Most other young Iranians who were sent abroad went to boarding schools, but I was sent to an ordinary day school in a small town where most people had never heard the name Iran. I was the only foreigner in my school. The teachers were patient and cautious with me, and my classmates’ attitude was mainly one of amusement. They asked me questions tinged with some curiosity, in a tone that was both indulgent and mocking: How many camels do your parents own? Ever been kissed? It amused them to no end that I did not know what a hickey was or that I had once seriously asked a girl what a kiss tasted like. But soon I became one of them—almost. There were many eccentrics in the class and I was simply one of them. I had a number of friends: Sheila the sensitive artist and Elizabeth the joker, Dianna the studious one, and my best friend, Barbara. I believe Barbara and I became so close not just because of what we shared but because of our differences. Barbara: blue-eyed, short brown hair, always on the verge of a smile. Her friendship was soothing, because on the surface—and I believe to a great extent in reality—her life was so much less complicated than mine. She knew what she wanted. She had kind parents who lived modestly, enjoyed each other’s company, and seemed to be on the best terms with themselves and with their children. She was very intelligent but at fourteen had already found a steady boyfriend who proposed to her; he was kic
ked out by her father. With no forced sense of obligation to her family and country, she was happy in a carefree manner that I never was. I always felt a little guilty about being happy, a little anxious. There was an uncomplicated straightforwardness about Barbara that I loved. Of course no life is straightforward, but that is how she appeared to me then.

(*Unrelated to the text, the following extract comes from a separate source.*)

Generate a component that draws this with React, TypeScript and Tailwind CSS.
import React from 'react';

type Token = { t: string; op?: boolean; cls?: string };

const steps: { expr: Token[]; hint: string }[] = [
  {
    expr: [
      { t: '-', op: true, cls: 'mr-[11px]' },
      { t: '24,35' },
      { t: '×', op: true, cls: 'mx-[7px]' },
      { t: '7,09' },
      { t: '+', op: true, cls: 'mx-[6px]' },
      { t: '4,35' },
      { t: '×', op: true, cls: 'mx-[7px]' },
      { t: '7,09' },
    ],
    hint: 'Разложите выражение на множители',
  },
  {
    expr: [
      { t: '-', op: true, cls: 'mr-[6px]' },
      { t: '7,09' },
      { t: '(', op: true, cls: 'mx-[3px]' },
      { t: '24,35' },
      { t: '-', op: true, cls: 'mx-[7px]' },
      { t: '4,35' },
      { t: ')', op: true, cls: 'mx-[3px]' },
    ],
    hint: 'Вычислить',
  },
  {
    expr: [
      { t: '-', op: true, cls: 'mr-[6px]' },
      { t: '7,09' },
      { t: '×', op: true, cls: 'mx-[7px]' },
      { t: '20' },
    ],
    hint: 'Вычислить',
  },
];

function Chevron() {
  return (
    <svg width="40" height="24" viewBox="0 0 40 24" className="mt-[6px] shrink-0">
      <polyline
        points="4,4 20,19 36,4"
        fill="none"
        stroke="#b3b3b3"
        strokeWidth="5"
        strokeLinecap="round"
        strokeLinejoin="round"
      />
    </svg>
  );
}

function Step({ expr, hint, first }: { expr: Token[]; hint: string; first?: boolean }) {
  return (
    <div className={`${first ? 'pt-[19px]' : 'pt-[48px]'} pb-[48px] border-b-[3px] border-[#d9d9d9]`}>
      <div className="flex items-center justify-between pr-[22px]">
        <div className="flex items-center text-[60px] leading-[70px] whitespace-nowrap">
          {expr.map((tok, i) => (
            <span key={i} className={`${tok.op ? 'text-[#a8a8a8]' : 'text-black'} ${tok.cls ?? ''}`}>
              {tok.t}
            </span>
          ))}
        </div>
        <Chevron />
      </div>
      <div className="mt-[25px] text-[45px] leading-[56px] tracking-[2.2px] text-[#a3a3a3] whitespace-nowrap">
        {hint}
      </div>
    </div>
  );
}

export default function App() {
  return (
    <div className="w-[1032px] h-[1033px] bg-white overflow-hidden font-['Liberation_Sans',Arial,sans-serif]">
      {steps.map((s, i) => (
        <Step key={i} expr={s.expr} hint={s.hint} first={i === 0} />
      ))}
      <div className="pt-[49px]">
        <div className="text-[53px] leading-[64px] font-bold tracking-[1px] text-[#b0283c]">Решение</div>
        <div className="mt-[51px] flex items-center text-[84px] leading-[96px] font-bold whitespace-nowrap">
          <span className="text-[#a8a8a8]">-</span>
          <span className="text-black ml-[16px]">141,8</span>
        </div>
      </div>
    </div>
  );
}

During the daytime, I was busy with school and my friends, but the nights were so lonely. I would usually retire to my room after dinner, around six thirty. The room was huge. I drew the curtains and left the light on even when I went to sleep. I often felt terribly alone, sad, and somewhat scared. So I read, I read every single book that I could get my hands on. The room was very cold and in order to heat it I had to drop shillings into the heater, which burnt you if you sat too close to it and never warmed you if you sat at a distance. So I started reading in bed, feeling secure and warm under the duvet with the hot water bottle next to me (around that time I read a book called How to Be an Alien. I still remember the line where it said that the Continental people have sex lives, the British have the hot water bottle). Two books were always by my bedside—the poems of Hafez and the poems of Forough Farrokhzad, the contemporary feminist poet. But mostly I read novels. That was how I made my home in this beautiful, gray, and damp place, populating my empty room by reading Dickens and Dostoevsky, Austen and Stendhal.